DEARBORN, Mich. — Ford Motor Co. said Tuesday it earned $2.1 billion in the first quarter, another sign the economy is improving as people spend more on big-ticket items like cars. The automaker expects to be solidly profitable this year, a year earlier than its previous guidance.
Ford said its net income per share was 50 cents for the quarter. That's an about-face from the same period last year when it lost $1.4 billion, or 60 cents per share, at the height of the recession. It was Ford's fourth straight positive quarter and its highest quarterly profit in six years.
Ford, the only Detroit-area automaker to shun government aid and stay out of bankruptcy protection last year, gained market share from crosstown rivals General Motors Co. and Chrysler Group LLC. It also benefited from Toyota Motor Corp.'s safety recalls of millions of vehicles. Ford was one of the top brands considered by Toyota owners who were shopping for a new car, Kelley Blue Book said.
In a sign of its confidence in the economic recovery, Ford said it's boosting North American production in the second quarter to 625,000 vehicles, a 9 percent increase over first-quarter levels. The increase could mean additional hiring by Ford, but Chief Financial Officer Lewis Booth said Tuesday it's too early to say if the company will be adding workers.
“If we continue to grow, maybe we'll talk about that sometime later,” Mr. Booth said.
The company was profitable in its key North American market, but it also made money in Asia, South America and Europe. In the U.S., it saw strong sales of the F-150 pickup and Ford Fusion sedan, while the new Fiesta small car sold well in Asia.
Mr. Booth said the company is seeing some economic recovery, especially in the U.S., but the recovery isn't exceeding Ford's earlier prediction of 11.5 million to 12.5 million in total U.S. sales for the year. That would be up from 10.4 million in 2009 but far below sales of more than 16 million five years ago.
“It's not running ahead of our expectations, but it is coming along roughly with our expectations,” Mr. Booth said.
Ford's first-quarter revenue rose 15 percent to $28.1 billion.
Ford reported a one-time gain of $188 million related to the sale of its Volvo brand to Geely Holding Group, which was completed at the end of March. That was offset by a $63 million loss from personnel reductions and dealer payments. Ford is no longer including Volvo in its results, but said the unit would have recorded a $49 million profit for the quarter.
Excluding items, Ford reported a pretax operating profit of 46 cents a share.
Analysts polled by Thomson Reuters had expected revenue of $30.5 billion and a profit of 31 cents per share. Analysts typically don't account for one-time items.
Ford's U.S. sales climbed 37 percent for the quarter and its market share rose nearly three percentage points. The company made $1.2 billion in North America, which had been draining cash in prior years.
It also reported an 84 percent sales increase in China.
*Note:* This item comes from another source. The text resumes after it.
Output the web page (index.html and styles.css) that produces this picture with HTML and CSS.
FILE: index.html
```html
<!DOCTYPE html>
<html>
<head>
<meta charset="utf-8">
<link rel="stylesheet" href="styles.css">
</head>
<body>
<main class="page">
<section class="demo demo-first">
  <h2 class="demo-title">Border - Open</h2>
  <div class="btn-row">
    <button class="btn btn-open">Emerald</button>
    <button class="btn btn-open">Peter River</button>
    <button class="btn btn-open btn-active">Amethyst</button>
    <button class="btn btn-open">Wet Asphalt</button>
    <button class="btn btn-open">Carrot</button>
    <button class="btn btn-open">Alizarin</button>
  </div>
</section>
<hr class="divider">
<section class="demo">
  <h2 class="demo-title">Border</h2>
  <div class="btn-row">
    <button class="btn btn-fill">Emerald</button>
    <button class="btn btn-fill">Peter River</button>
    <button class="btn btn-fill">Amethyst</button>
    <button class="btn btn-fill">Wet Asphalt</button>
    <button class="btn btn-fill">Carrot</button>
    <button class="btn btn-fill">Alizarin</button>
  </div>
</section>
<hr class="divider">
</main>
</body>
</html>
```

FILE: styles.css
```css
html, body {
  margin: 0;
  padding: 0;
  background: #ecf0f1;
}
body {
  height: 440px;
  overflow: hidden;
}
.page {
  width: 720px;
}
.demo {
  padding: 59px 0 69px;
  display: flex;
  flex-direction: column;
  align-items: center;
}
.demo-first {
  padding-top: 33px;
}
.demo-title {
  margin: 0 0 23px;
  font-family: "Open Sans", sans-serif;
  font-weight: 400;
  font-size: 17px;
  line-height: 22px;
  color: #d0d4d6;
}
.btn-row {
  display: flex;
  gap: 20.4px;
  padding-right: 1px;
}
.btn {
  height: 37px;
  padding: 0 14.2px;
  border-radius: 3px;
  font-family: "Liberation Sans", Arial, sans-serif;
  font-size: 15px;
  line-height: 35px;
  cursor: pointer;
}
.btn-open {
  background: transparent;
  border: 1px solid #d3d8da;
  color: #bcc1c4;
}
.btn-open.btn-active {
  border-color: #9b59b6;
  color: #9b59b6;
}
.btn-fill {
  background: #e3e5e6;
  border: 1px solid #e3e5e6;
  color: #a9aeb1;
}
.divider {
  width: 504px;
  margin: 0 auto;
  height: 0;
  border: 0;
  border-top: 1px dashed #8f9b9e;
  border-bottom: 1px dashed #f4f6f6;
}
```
Mr. Booth said the company's quarterly performance might not be duplicated later in the year. He said Ford's credit unit had a particularly strong performance, with a net profit of $528 million, and he also expects increased commodity prices and expenses for launching new vehicles later this year. But he said Ford would be more profitable for the year than it was at the end of the first quarter.
Mr. Booth said Ford's sale price per vehicle was flat between the fourth quarter and the first quarter, despite big incentives offered in the first quarter by Toyota. He expects Ford to see pricing gains in the remainder of the year.
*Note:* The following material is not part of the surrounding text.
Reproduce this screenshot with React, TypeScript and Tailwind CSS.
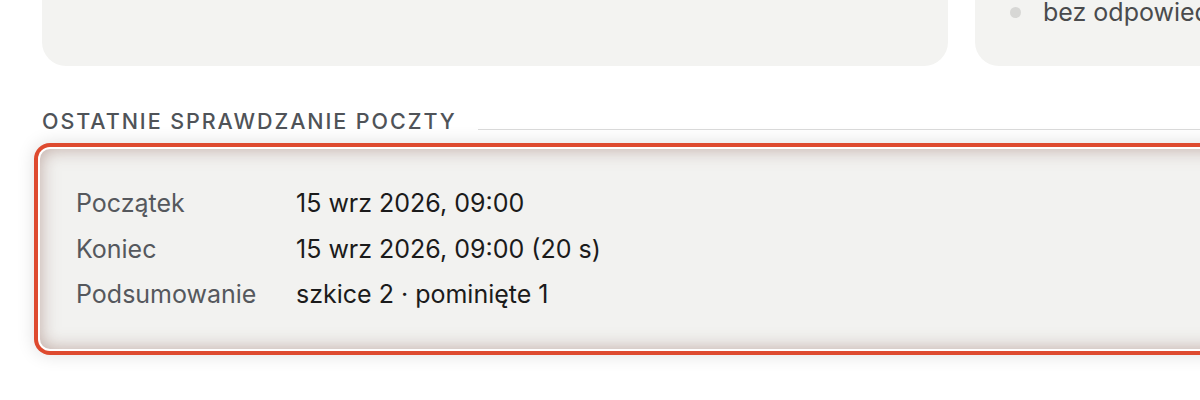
export default function App() {
  const rows = [
    { label: "Początek", value: "15 wrz 2026, 09:00" },
    { label: "Koniec", value: "15 wrz 2026, 09:00 (20 s)" },
    { label: "Podsumowanie", value: "szkice 2 · pominięte 1" },
  ];

  return (
    <div className="h-[400px] w-[1200px] overflow-hidden bg-white font-['Inter','Noto_Sans',sans-serif]">
      <div className="w-[1900px] pl-[42px]">
        {/* cards above, cut by the top edge */}
        <div className="-mt-[64px] flex gap-[27px]">
          <div className="h-[130px] w-[906px] rounded-[24px] bg-[#f3f3f1]" />
          <div className="flex h-[130px] w-[906px] items-end rounded-[24px] bg-[#f3f3f1] pb-[39px] pl-[35px]">
            <div className="flex items-center gap-[22px]">
              <span className="h-[11px] w-[11px] rounded-full bg-[#d7d7d5]" />
              <span className="text-[25px] leading-[30px] text-[#4a4b4d]">bez odpowiedzi</span>
            </div>
          </div>
        </div>

        <div className="mt-[41px] flex w-[1158px] items-end gap-[21px]">
          <h2 className="text-[21.5px] leading-[28px] font-medium tracking-[0.09em] text-[#4f5358] uppercase">
            Ostatnie sprawdzanie poczty
          </h2>
          <div className="mb-[5px] h-px flex-1 bg-[#d9d9d9]" />
        </div>

        <div className="-ml-[2px] mt-[14px] w-[1400px] rounded-[10px] bg-[#f2f2f0] pt-[32px] pb-[31px] pl-[36px] shadow-[inset_0_0_18px_rgba(140,95,85,0.5),0_0_0_2px_#ffffff,0_0_0_6px_#de4a2f,0_0_18px_6px_rgba(0,0,0,0.13)]">
          {rows.map((r) => (
            <div key={r.label} className="flex text-[25px] leading-[45.5px]">
              <span className="w-[220px] text-[#55585d]">{r.label}</span>
              <span className="text-[#1b1b1b]">{r.value}</span>
            </div>
          ))}
        </div>
      </div>
    </div>
  );
}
Ford has gradually cut costs and improved sales since the depths of the recession a year ago. Ford made $2.7 billion last year. But the company remains saddled with significant debt. Ford said its debt increased by $700 million to $34.3 billion in the quarter.
Mr. Booth said the company will continue to work on lowering its debt load. Ford paid off $3 billion in debt at the beginning of this month.